Other advocates agree that size matters. Montgomery County — which operates the state’s largest school district — is home to many more 4-year-olds. Even if it had all the funding available to it today, Montgomery County would not likely be able to overcome space constraints and a shortfall in the number of educators needed to staff classes for a universal pre-K program. That means expansion will have to be gradual.

Hicks also says that expanding towards universal pre-K will require a mix of public schools and private providers (like child care operators), better known as a “mixed delivery system.” And expansion can’t happen too fast, because if it does, it could leave private providers serving only infants and toddlers — which are significantly more costly to care for.

“As we expand, I am hopeful the local school systems will embrace a mixed delivery system. There are these private providers and faith-based providers that have space available to serve 3- and 4-year-olds,” he says.

To that end, this week the state awarded $26.6 million worth of grants for pre-K expansion. The grants are going to 19 school systems and 31 community-based providers, and will help expand universal pre-K offerings for low-income 4-year-olds and extend half-day programs to full-day.

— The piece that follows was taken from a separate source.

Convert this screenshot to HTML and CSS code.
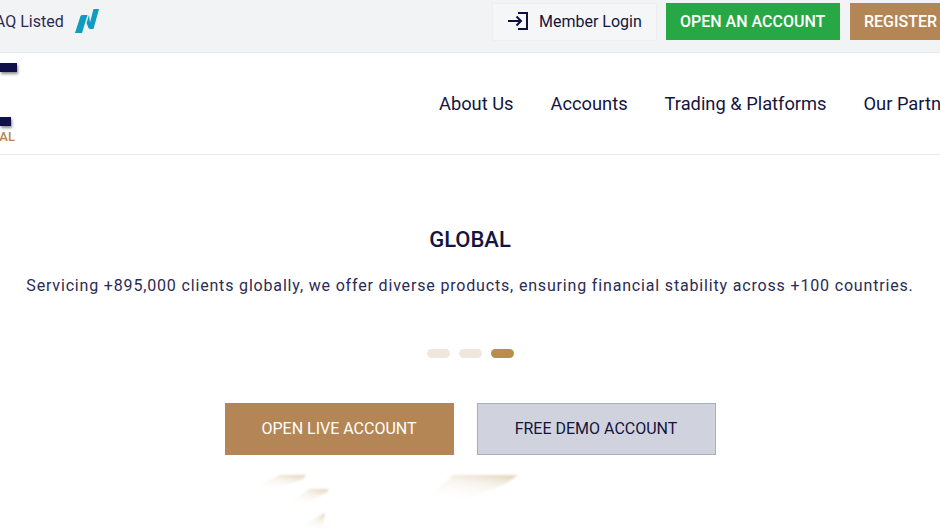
FILE: index.html
```html
<!doctype html>
<html lang="en">
<head>
    <meta charset="utf-8">
    <title>Global</title>
    <link rel="stylesheet" href="styles.css">
</head>
<body>

<div class="page">
    <div class="top-bar">
        <div class="listed">
            <span class="listed-text">NASDAQ Listed</span>
            <svg class="nasdaq-icon" viewBox="0 0 24 24">
                <path fill="#0e9cc0" d="M0 24 L5.500 7 Q6 6 7.500 6 H12.500 L7 24 Z"></path>
                <path fill="#0e9cc0" d="M14 6 L11.500 14 L13.500 19 Q14 20 15.500 20 H18.500 L24 0 H18.500 L15 13.500 Z"></path>
            </svg>
        </div>
        <div class="top-actions">
            <a class="login-btn">
                <svg class="login-icon" viewBox="0 0 21 18">
                    <path fill="none" stroke="#0e0e3f" stroke-width="2" d="M0 9 H13 M8.500 4.500 L13 9 L8.500 13.500 M10 1 H19 V17 H10"></path>
                </svg>
                Member Login
            </a>
            <a class="top-btn green">OPEN AN ACCOUNT</a>
            <a class="top-btn gold">REGISTER</a>
        </div>
    </div>

    <div class="nav-bar">
        <div class="logo">
            <div class="logo-bar first"></div>
            <div class="logo-bar second"></div>
            <div class="logo-text">GLOBAL</div>
        </div>
        <nav class="nav-links">
            <a>About Us</a>
            <a>Accounts</a>
            <a>Trading &amp; Platforms</a>
            <a>Our Partners</a>
        </nav>
    </div>

    <div class="hero">
        <h2>GLOBAL</h2>
        <p>Servicing +895,000 clients globally, we offer diverse products, ensuring financial stability across +100 countries.</p>
        <div class="dots">
            <span class="dot"></span>
            <span class="dot"></span>
            <span class="dot active"></span>
        </div>
        <div class="hero-actions">
            <a class="hero-btn live">OPEN LIVE ACCOUNT</a>
            <a class="hero-btn demo">FREE DEMO ACCOUNT</a>
        </div>
        <svg class="hero-art" viewBox="0 0 300 56">
            <defs>
                <linearGradient id="fade" x1="0.8" y1="0" x2="0.25" y2="1">
                    <stop offset="0" stop-color="#e6d9c2"></stop>
                    <stop offset="0.35" stop-color="#f1eadd" stop-opacity="0.55"></stop>
                    <stop offset="1" stop-color="#ffffff" stop-opacity="0"></stop>
                </linearGradient>
            </defs>
            <path fill="url(#fade)" d="M25 16 L55 1 H81 L78 5 L60 12 Z"></path>
            <path fill="url(#fade)" d="M60 31 L85 15 H104 L102 18 L85 28 Z"></path>
            <path fill="url(#fade)" d="M70 56 L98 40 L100 39 L97 56 Z"></path>
            <path fill="url(#fade)" d="M200 26 L228 1 H293 L282 9 L240 26 Z"></path>
        </svg>
    </div>
</div>

</body>
</html>
```

FILE: styles.css
```css
html, body {
    margin: 0;
    height: 100%;
    overflow: hidden;
}

body {
    font-family: 'Roboto', sans-serif;
    color: #14143f;
    background-color: #fff;
}

.page {
    width: 940px;
    height: 530px;
    overflow: hidden;
}

/* top bar */
.top-bar {
    display: flex;
    justify-content: space-between;
    align-items: flex-start;
    height: 52px;
    background-color: #f2f3f5;
    border-bottom: 1px solid #e9eaec;
}

.listed {
    display: flex;
    flex: none;
    align-items: center;
    height: 42px;
    margin-left: -47px;
    font-size: 16px;
    color: #2a2a55;
}

.nasdaq-icon {
    width: 24px;
    height: 24px;
    margin-left: 11px;
}

.top-actions {
    display: flex;
    flex: none;
    align-items: flex-start;
    width: 448px;
    padding-top: 3px;
    white-space: nowrap;
}

.login-btn {
    display: flex;
    flex: none;
    align-items: center;
    box-sizing: border-box;
    width: 165px;
    height: 38px;
    padding-left: 15px;
    padding-bottom: 2px;
    font-size: 16px;
    background-color: #f5f6f8;
    border: 1px solid #eceef0;
}

.login-icon {
    width: 21px;
    height: 18px;
    margin-right: 10px;
}

.top-btn {
    flex: none;
    box-sizing: border-box;
    height: 37px;
    padding: 0 14px;
    font-size: 16px;
    font-weight: 500;
    line-height: 37px;
    color: #fff;
}

.top-btn.green {
    width: 174px;
    margin-left: 9px;
    background-color: #28a745;
}

.top-btn.gold {
    margin-left: 10px;
    background-color: #b58655;
}

/* nav */
.nav-bar {
    display: flex;
    align-items: center;
    height: 101px;
    border-bottom: 1px solid #e9e9e9;
}

.logo {
    flex: none;
    width: 22px;
    height: 101px;
    overflow: hidden;
}

.logo-bar {
    width: 17px;
    height: 9px;
    background-color: #11114a;
    box-shadow: 1px 2px 3px rgba(0, 0, 0, 0.45);
}

.logo-bar.first {
    margin-top: 10px;
}

.logo-bar.second {
    width: 11px;
    margin-top: 45px;
}

.logo-text {
    width: 15px;
    margin-top: 4px;
    direction: rtl;
    overflow: hidden;
    font-size: 13px;
    font-weight: 500;
    line-height: 14px;
    color: #b58655;
}

.nav-links {
    display: flex;
    flex: none;
    gap: 37px;
    margin-left: 417px;
    font-size: 18.3px;
    white-space: nowrap;
}

/* hero */
.hero {
    text-align: center;
}

.hero h2 {
    margin: 72px 0 0;
    font-size: 22px;
    font-weight: 500;
    line-height: 26px;
}

.hero p {
    margin: 21px 0 0;
    font-size: 16px;
    line-height: 24px;
    letter-spacing: 0.83px;
    color: #2b2b55;
    white-space: nowrap;
}

.dots {
    display: flex;
    justify-content: center;
    gap: 9px;
    margin-top: 51px;
}

.dot {
    width: 23px;
    height: 9px;
    border-radius: 5px;
    background-color: #efe7db;
}

.dot.active {
    background-color: #b78f48;
}

.hero-actions {
    display: flex;
    justify-content: center;
    gap: 23px;
    margin-top: 45px;
}

.hero-btn {
    box-sizing: border-box;
    height: 52px;
    font-size: 16px;
    line-height: 50px;
}

.hero-btn.live {
    width: 229px;
    color: #fff;
    background-color: #b58655;
    border: 1px solid #b58655;
}

.hero-btn.demo {
    width: 239px;
    background-color: #d0d3dd;
    border: 1px solid #a8aebd;
}

.hero-art {
    display: block;
    width: 300px;
    height: 56px;
    margin: 19px 0 0 225px;
    filter: blur(1px);
}
```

Hicks — who served in the Obama administration and as executive director of Ready At Five prior to joining Gov. Larry Hogan’s administration in early 2018 — says he sees momentum building across the country for expanding pre-K.

“We’re seeing it in red states, blue states, all over the country,” he says. “Governors are understanding education doesn’t just start in kindergarten.”

Karten says she sees interest building within Maryland, and is happy to see officials and residents engage on an issue she’s been involved with for decades.

“It feels like this is something I’ve known all along, and people are finally coming to the party and they finally understand that early childhood is important,” she says. “That’s exciting.”